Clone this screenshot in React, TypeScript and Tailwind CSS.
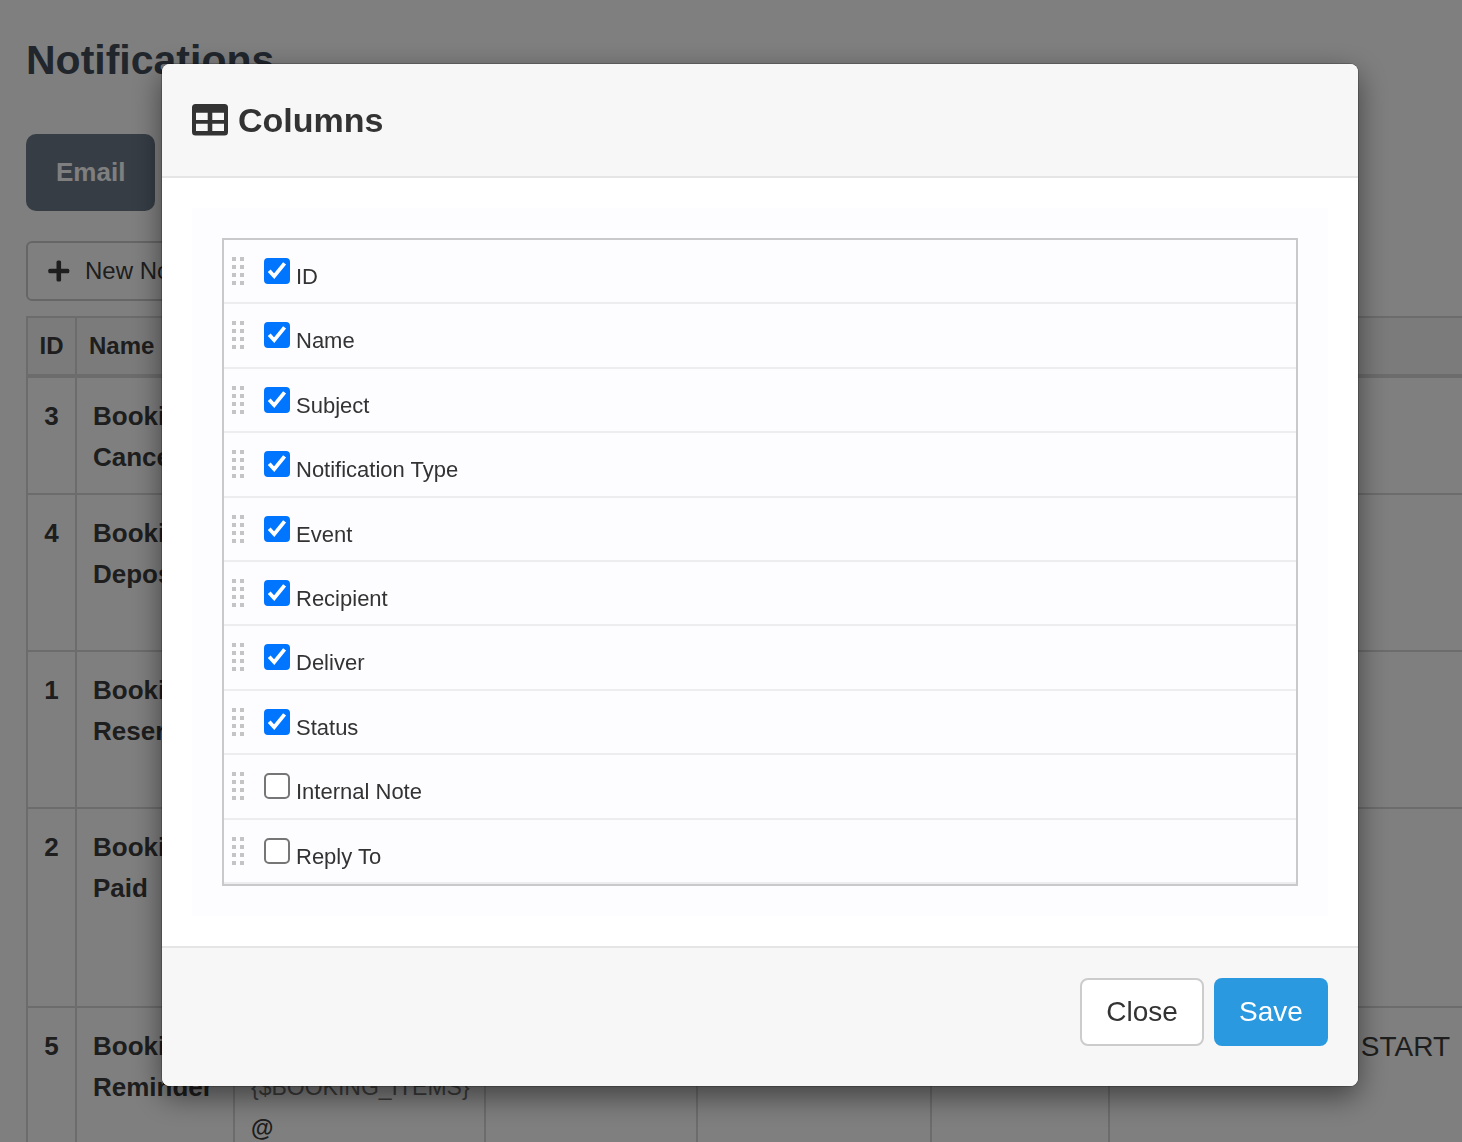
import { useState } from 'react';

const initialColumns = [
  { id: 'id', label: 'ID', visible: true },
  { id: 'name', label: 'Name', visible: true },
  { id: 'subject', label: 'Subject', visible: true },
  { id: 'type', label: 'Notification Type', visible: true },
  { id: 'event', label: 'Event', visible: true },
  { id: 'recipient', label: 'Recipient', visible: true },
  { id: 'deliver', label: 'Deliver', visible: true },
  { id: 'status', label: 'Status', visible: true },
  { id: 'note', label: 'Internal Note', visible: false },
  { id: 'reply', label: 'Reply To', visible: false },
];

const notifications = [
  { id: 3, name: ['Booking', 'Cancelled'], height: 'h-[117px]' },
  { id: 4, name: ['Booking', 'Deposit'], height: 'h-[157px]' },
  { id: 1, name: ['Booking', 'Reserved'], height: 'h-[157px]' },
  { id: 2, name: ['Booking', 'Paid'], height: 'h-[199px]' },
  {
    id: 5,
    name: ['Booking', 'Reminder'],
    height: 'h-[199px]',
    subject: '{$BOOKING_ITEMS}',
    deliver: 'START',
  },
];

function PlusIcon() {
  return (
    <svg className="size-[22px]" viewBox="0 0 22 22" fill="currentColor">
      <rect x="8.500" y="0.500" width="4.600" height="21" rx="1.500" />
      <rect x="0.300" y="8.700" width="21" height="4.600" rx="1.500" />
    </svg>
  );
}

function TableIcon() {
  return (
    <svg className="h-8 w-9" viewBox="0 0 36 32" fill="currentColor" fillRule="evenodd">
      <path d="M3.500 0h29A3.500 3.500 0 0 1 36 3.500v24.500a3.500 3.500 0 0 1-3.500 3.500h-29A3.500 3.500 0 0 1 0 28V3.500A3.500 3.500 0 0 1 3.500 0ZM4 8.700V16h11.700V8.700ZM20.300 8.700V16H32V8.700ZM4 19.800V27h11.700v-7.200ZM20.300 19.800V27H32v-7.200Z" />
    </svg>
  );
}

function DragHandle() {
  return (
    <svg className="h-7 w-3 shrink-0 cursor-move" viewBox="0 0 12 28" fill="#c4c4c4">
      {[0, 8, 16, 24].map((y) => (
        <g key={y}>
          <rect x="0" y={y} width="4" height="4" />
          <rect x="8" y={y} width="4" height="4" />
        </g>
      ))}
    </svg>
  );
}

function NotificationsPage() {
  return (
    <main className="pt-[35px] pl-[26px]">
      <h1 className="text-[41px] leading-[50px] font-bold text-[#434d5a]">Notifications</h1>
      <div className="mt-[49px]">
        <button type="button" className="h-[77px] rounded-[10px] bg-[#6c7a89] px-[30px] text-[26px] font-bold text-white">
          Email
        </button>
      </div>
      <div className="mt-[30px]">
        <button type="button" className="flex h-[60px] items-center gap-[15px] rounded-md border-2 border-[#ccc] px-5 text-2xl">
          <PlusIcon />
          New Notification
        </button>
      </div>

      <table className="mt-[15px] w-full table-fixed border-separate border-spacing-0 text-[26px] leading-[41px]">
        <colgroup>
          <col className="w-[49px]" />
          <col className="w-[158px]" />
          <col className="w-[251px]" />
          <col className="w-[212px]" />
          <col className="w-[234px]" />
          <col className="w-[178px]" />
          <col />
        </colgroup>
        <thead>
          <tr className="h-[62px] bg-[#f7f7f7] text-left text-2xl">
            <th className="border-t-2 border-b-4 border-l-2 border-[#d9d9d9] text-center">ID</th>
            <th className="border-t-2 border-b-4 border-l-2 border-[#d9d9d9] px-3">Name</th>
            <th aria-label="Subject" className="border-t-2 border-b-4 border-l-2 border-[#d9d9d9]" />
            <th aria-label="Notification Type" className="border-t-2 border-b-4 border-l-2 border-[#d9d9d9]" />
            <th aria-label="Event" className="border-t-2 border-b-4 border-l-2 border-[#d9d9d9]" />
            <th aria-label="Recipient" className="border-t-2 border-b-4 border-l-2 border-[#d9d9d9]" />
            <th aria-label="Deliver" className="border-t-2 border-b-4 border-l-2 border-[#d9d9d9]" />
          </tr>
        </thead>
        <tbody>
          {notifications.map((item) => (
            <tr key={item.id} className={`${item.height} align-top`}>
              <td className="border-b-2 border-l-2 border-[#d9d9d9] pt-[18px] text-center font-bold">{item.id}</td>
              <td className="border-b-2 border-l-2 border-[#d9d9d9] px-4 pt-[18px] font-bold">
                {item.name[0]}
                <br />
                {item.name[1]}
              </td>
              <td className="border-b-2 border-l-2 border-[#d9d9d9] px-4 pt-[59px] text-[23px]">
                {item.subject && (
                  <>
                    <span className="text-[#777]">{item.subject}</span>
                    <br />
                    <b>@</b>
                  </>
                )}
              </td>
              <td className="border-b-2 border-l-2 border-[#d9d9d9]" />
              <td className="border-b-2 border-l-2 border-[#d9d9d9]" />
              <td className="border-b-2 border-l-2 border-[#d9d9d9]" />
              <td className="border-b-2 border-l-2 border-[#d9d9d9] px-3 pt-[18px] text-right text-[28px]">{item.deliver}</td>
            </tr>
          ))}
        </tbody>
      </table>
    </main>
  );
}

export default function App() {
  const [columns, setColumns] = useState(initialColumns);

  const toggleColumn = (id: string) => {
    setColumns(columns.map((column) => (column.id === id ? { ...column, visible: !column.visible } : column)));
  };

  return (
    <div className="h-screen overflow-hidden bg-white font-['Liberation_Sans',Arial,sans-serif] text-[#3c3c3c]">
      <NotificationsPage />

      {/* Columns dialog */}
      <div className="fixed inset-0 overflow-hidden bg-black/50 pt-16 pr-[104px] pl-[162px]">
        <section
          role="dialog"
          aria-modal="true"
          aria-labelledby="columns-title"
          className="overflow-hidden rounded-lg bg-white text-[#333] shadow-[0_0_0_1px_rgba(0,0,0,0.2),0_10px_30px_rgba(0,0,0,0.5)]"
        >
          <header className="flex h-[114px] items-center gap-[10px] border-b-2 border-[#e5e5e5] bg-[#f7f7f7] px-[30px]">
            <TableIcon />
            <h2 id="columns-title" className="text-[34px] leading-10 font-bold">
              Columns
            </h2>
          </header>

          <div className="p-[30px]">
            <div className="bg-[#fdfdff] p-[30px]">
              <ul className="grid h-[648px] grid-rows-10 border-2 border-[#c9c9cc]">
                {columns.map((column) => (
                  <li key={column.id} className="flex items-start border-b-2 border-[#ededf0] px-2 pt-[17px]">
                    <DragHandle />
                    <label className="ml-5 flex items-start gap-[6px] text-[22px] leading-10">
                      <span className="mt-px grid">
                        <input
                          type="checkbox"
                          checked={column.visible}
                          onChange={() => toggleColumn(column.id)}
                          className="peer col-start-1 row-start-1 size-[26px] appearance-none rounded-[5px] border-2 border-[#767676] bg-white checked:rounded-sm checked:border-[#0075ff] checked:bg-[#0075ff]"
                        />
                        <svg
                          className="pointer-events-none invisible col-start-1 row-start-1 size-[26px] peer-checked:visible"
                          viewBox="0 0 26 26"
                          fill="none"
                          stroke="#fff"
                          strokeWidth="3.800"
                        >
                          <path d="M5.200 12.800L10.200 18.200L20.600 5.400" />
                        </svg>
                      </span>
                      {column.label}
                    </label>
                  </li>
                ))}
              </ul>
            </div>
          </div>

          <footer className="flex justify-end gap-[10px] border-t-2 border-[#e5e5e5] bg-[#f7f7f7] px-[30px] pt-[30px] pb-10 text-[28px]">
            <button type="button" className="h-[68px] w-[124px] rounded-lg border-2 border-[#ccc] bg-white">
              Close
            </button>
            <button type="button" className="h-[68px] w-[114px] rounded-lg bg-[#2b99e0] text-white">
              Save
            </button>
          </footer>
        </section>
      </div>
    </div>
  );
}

-------------------------

▸ Exercise directions: Write the listing above out again exactly, dropping each image.

▸ Exercise output:
Clone this screenshot in React, TypeScript and Tailwind CSS.
import { useState } from 'react';

const initialColumns = [
  { id: 'id', label: 'ID', visible: true },
  { id: 'name', label: 'Name', visible: true },
  { id: 'subject', label: 'Subject', visible: true },
  { id: 'type', label: 'Notification Type', visible: true },
  { id: 'event', label: 'Event', visible: true },
  { id: 'recipient', label: 'Recipient', visible: true },
  { id: 'deliver', label: 'Deliver', visible: true },
  { id: 'status', label: 'Status', visible: true },
  { id: 'note', label: 'Internal Note', visible: false },
  { id: 'reply', label: 'Reply To', visible: false },
];

const notifications = [
  { id: 3, name: ['Booking', 'Cancelled'], height: 'h-[117px]' },
  { id: 4, name: ['Booking', 'Deposit'], height: 'h-[157px]' },
  { id: 1, name: ['Booking', 'Reserved'], height: 'h-[157px]' },
  { id: 2, name: ['Booking', 'Paid'], height: 'h-[199px]' },
  {
    id: 5,
    name: ['Booking', 'Reminder'],
    height: 'h-[199px]',
    subject: '{$BOOKING_ITEMS}',
    deliver: 'START',
  },
];

function PlusIcon() {
  return (
    <svg className="size-[22px]" viewBox="0 0 22 22" fill="currentColor">
      <rect x="8.500" y="0.500" width="4.600" height="21" rx="1.500" />
      <rect x="0.300" y="8.700" width="21" height="4.600" rx="1.500" />
    </svg>
  );
}

function TableIcon() {
  return (
    <svg className="h-8 w-9" viewBox="0 0 36 32" fill="currentColor" fillRule="evenodd">
      <path d="M3.500 0h29A3.500 3.500 0 0 1 36 3.500v24.500a3.500 3.500 0 0 1-3.500 3.500h-29A3.500 3.500 0 0 1 0 28V3.500A3.500 3.500 0 0 1 3.500 0ZM4 8.700V16h11.700V8.700ZM20.300 8.700V16H32V8.700ZM4 19.800V27h11.700v-7.200ZM20.300 19.800V27H32v-7.200Z" />
    </svg>
  );
}

function DragHandle() {
  return (
    <svg className="h-7 w-3 shrink-0 cursor-move" viewBox="0 0 12 28" fill="#c4c4c4">
      {[0, 8, 16, 24].map((y) => (
        <g key={y}>
          <rect x="0" y={y} width="4" height="4" />
          <rect x="8" y={y} width="4" height="4" />
        </g>
      ))}
    </svg>
  );
}

function NotificationsPage() {
  return (
    <main className="pt-[35px] pl-[26px]">
      <h1 className="text-[41px] leading-[50px] font-bold text-[#434d5a]">Notifications</h1>
      <div className="mt-[49px]">
        <button type="button" className="h-[77px] rounded-[10px] bg-[#6c7a89] px-[30px] text-[26px] font-bold text-white">
          Email
        </button>
      </div>
      <div className="mt-[30px]">
        <button type="button" className="flex h-[60px] items-center gap-[15px] rounded-md border-2 border-[#ccc] px-5 text-2xl">
          <PlusIcon />
          New Notification
        </button>
      </div>

      <table className="mt-[15px] w-full table-fixed border-separate border-spacing-0 text-[26px] leading-[41px]">
        <colgroup>
          <col className="w-[49px]" />
          <col className="w-[158px]" />
          <col className="w-[251px]" />
          <col className="w-[212px]" />
          <col className="w-[234px]" />
          <col className="w-[178px]" />
          <col />
        </colgroup>
        <thead>
          <tr className="h-[62px] bg-[#f7f7f7] text-left text-2xl">
            <th className="border-t-2 border-b-4 border-l-2 border-[#d9d9d9] text-center">ID</th>
            <th className="border-t-2 border-b-4 border-l-2 border-[#d9d9d9] px-3">Name</th>
            <th aria-label="Subject" className="border-t-2 border-b-4 border-l-2 border-[#d9d9d9]" />
            <th aria-label="Notification Type" className="border-t-2 border-b-4 border-l-2 border-[#d9d9d9]" />
            <th aria-label="Event" className="border-t-2 border-b-4 border-l-2 border-[#d9d9d9]" />
            <th aria-label="Recipient" className="border-t-2 border-b-4 border-l-2 border-[#d9d9d9]" />
            <th aria-label="Deliver" className="border-t-2 border-b-4 border-l-2 border-[#d9d9d9]" />
          </tr>
        </thead>
        <tbody>
          {notifications.map((item) => (
            <tr key={item.id} className={`${item.height} align-top`}>
              <td className="border-b-2 border-l-2 border-[#d9d9d9] pt-[18px] text-center font-bold">{item.id}</td>
              <td className="border-b-2 border-l-2 border-[#d9d9d9] px-4 pt-[18px] font-bold">
                {item.name[0]}
                <br />
                {item.name[1]}
              </td>
              <td className="border-b-2 border-l-2 border-[#d9d9d9] px-4 pt-[59px] text-[23px]">
                {item.subject && (
                  <>
                    <span className="text-[#777]">{item.subject}</span>
                    <br />
                    <b>@</b>
                  </>
                )}
              </td>
              <td className="border-b-2 border-l-2 border-[#d9d9d9]" />
              <td className="border-b-2 border-l-2 border-[#d9d9d9]" />
              <td className="border-b-2 border-l-2 border-[#d9d9d9]" />
              <td className="border-b-2 border-l-2 border-[#d9d9d9] px-3 pt-[18px] text-right text-[28px]">{item.deliver}</td>
            </tr>
          ))}
        </tbody>
      </table>
    </main>
  );
}

export default function App() {
  const [columns, setColumns] = useState(initialColumns);

  const toggleColumn = (id: string) => {
    setColumns(columns.map((column) => (column.id === id ? { ...column, visible: !column.visible } : column)));
  };

  return (
    <div className="h-screen overflow-hidden bg-white font-['Liberation_Sans',Arial,sans-serif] text-[#3c3c3c]">
      <NotificationsPage />

      {/* Columns dialog */}
      <div className="fixed inset-0 overflow-hidden bg-black/50 pt-16 pr-[104px] pl-[162px]">
        <section
          role="dialog"
          aria-modal="true"
          aria-labelledby="columns-title"
          className="overflow-hidden rounded-lg bg-white text-[#333] shadow-[0_0_0_1px_rgba(0,0,0,0.2),0_10px_30px_rgba(0,0,0,0.5)]"
        >
          <header className="flex h-[114px] items-center gap-[10px] border-b-2 border-[#e5e5e5] bg-[#f7f7f7] px-[30px]">
            <TableIcon />
            <h2 id="columns-title" className="text-[34px] leading-10 font-bold">
              Columns
            </h2>
          </header>

          <div className="p-[30px]">
            <div className="bg-[#fdfdff] p-[30px]">
              <ul className="grid h-[648px] grid-rows-10 border-2 border-[#c9c9cc]">
                {columns.map((column) => (
                  <li key={column.id} className="flex items-start border-b-2 border-[#ededf0] px-2 pt-[17px]">
                    <DragHandle />
                    <label className="ml-5 flex items-start gap-[6px] text-[22px] leading-10">
                      <span className="mt-px grid">
                        <input
                          type="checkbox"
                          checked={column.visible}
                          onChange={() => toggleColumn(column.id)}
                          className="peer col-start-1 row-start-1 size-[26px] appearance-none rounded-[5px] border-2 border-[#767676] bg-white checked:rounded-sm checked:border-[#0075ff] checked:bg-[#0075ff]"
                        />
                        <svg
                          className="pointer-events-none invisible col-start-1 row-start-1 size-[26px] peer-checked:visible"
                          viewBox="0 0 26 26"
                          fill="none"
                          stroke="#fff"
                          strokeWidth="3.800"
                        >
                          <path d="M5.200 12.800L10.200 18.200L20.600 5.400" />
                        </svg>
                      </span>
                      {column.label}
                    </label>
                  </li>
                ))}
              </ul>
            </div>
          </div>

          <footer className="flex justify-end gap-[10px] border-t-2 border-[#e5e5e5] bg-[#f7f7f7] px-[30px] pt-[30px] pb-10 text-[28px]">
            <button type="button" className="h-[68px] w-[124px] rounded-lg border-2 border-[#ccc] bg-white">
              Close
            </button>
            <button type="button" className="h-[68px] w-[114px] rounded-lg bg-[#2b99e0] text-white">
              Save
            </button>
          </footer>
        </section>
      </div>
    </div>
  );
}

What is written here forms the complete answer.